>> Begin Dataset

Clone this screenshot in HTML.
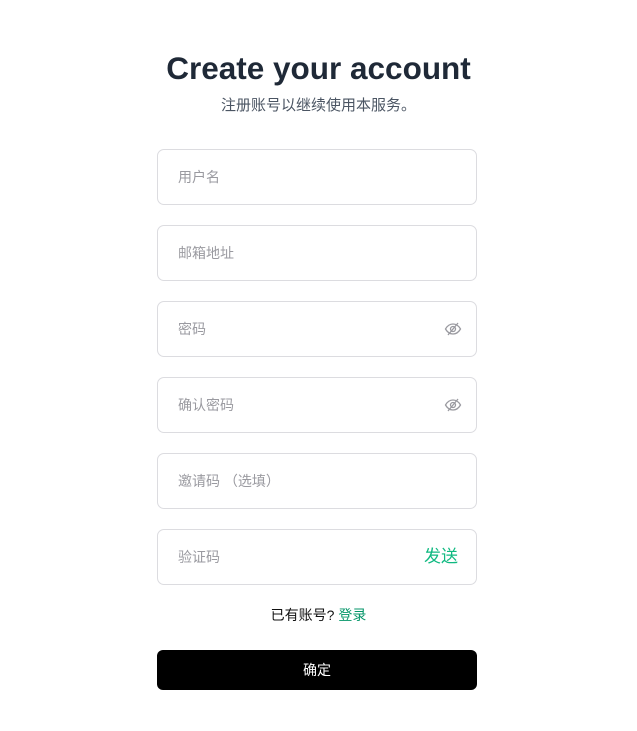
<!DOCTYPE html>
<html><head><meta charset="utf-8">
<style>
html,body{margin:0;padding:0;background:#fff;width:637px;height:731px;overflow:hidden;font-family:"Liberation Sans","Noto Sans CJK SC",sans-serif;}
h1{position:absolute;left:0;width:637px;top:48px;margin:0;text-align:center;font-size:31.5px;font-weight:bold;color:#1f2937;line-height:40px;font-family:"Liberation Sans",sans-serif;}
.sub{position:absolute;left:0;width:637px;top:96px;text-align:center;font-size:15px;color:#4b5563;line-height:20px}
.f{position:absolute;left:157px;width:318px;height:54px;border:1px solid #dcdce0;border-radius:7px;box-sizing:content-box}
.f span{position:absolute;left:20px;top:17px;font-size:14px;color:#9a9aa0;line-height:20px}
.f svg{position:absolute;right:14px;top:19px}
.send{position:absolute;right:18px!important;left:auto!important;top:15px!important;color:#10b981!important;font-size:17px!important;line-height:24px!important}
.login{position:absolute;left:0;width:637px;top:605px;text-align:center;font-size:14px;color:#111;line-height:20px}
.login a{color:#059669;text-decoration:none}
.btn{position:absolute;left:157px;top:650px;width:320px;height:40px;background:#000;border-radius:6px;color:#fff;font-size:14px;text-align:center;line-height:40px}
</style></head><body>
<h1>Create your account</h1>
<div class="sub">注册账号以继续使用本服务。</div>
<div class="f" style="top:149px"><span>用户名</span></div>
<div class="f" style="top:225px"><span>邮箱地址</span></div>
<div class="f" style="top:301px"><span>密码</span>
<svg width="18" height="16" viewBox="0 0 18 16" fill="none" stroke="#9a9aa0" stroke-width="1.3"><path d="M1.5 8C3.5 4.5 6 3 9 3s5.5 1.5 7.5 5c-2 3.5-4.5 5-7.5 5S3.5 11.5 1.5 8z"/><circle cx="9" cy="8" r="2.5"/><path d="M4 14L14 2"/></svg></div>
<div class="f" style="top:377px"><span>确认密码</span>
<svg width="18" height="16" viewBox="0 0 18 16" fill="none" stroke="#9a9aa0" stroke-width="1.3"><path d="M1.5 8C3.5 4.5 6 3 9 3s5.5 1.5 7.5 5c-2 3.5-4.5 5-7.5 5S3.5 11.5 1.5 8z"/><circle cx="9" cy="8" r="2.5"/><path d="M4 14L14 2"/></svg></div>
<div class="f" style="top:453px"><span>邀请码 （选填）</span></div>
<div class="f" style="top:529px"><span>验证码</span><span class="send">发送</span></div>
<div class="login">已有账号? <a>登录</a></div>
<div class="btn">确定</div>
</body></html>
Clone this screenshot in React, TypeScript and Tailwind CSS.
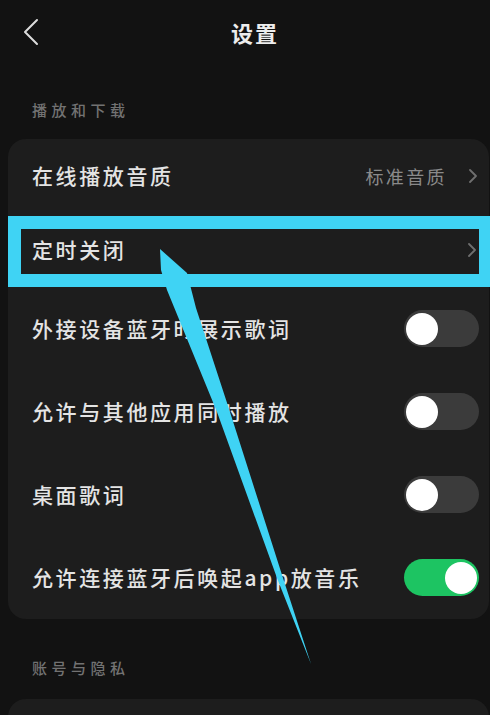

>> End Dataset

What you have to do:
Transcribe all of the records above character for character. Exclude the pictures.

Output for this exercise:
Clone this screenshot in HTML.
<!DOCTYPE html>
<html><head><meta charset="utf-8">
<style>
html,body{margin:0;padding:0;background:#fff;width:637px;height:731px;overflow:hidden;font-family:"Liberation Sans","Noto Sans CJK SC",sans-serif;}
h1{position:absolute;left:0;width:637px;top:48px;margin:0;text-align:center;font-size:31.5px;font-weight:bold;color:#1f2937;line-height:40px;font-family:"Liberation Sans",sans-serif;}
.sub{position:absolute;left:0;width:637px;top:96px;text-align:center;font-size:15px;color:#4b5563;line-height:20px}
.f{position:absolute;left:157px;width:318px;height:54px;border:1px solid #dcdce0;border-radius:7px;box-sizing:content-box}
.f span{position:absolute;left:20px;top:17px;font-size:14px;color:#9a9aa0;line-height:20px}
.f svg{position:absolute;right:14px;top:19px}
.send{position:absolute;right:18px!important;left:auto!important;top:15px!important;color:#10b981!important;font-size:17px!important;line-height:24px!important}
.login{position:absolute;left:0;width:637px;top:605px;text-align:center;font-size:14px;color:#111;line-height:20px}
.login a{color:#059669;text-decoration:none}
.btn{position:absolute;left:157px;top:650px;width:320px;height:40px;background:#000;border-radius:6px;color:#fff;font-size:14px;text-align:center;line-height:40px}
</style></head><body>
<h1>Create your account</h1>
<div class="sub">注册账号以继续使用本服务。</div>
<div class="f" style="top:149px"><span>用户名</span></div>
<div class="f" style="top:225px"><span>邮箱地址</span></div>
<div class="f" style="top:301px"><span>密码</span>
<svg width="18" height="16" viewBox="0 0 18 16" fill="none" stroke="#9a9aa0" stroke-width="1.3"><path d="M1.5 8C3.5 4.5 6 3 9 3s5.5 1.5 7.5 5c-2 3.5-4.5 5-7.5 5S3.5 11.5 1.5 8z"/><circle cx="9" cy="8" r="2.5"/><path d="M4 14L14 2"/></svg></div>
<div class="f" style="top:377px"><span>确认密码</span>
<svg width="18" height="16" viewBox="0 0 18 16" fill="none" stroke="#9a9aa0" stroke-width="1.3"><path d="M1.5 8C3.5 4.5 6 3 9 3s5.5 1.5 7.5 5c-2 3.5-4.5 5-7.5 5S3.5 11.5 1.5 8z"/><circle cx="9" cy="8" r="2.5"/><path d="M4 14L14 2"/></svg></div>
<div class="f" style="top:453px"><span>邀请码 （选填）</span></div>
<div class="f" style="top:529px"><span>验证码</span><span class="send">发送</span></div>
<div class="login">已有账号? <a>登录</a></div>
<div class="btn">确定</div>
</body></html>
Clone this screenshot in React, TypeScript and Tailwind CSS.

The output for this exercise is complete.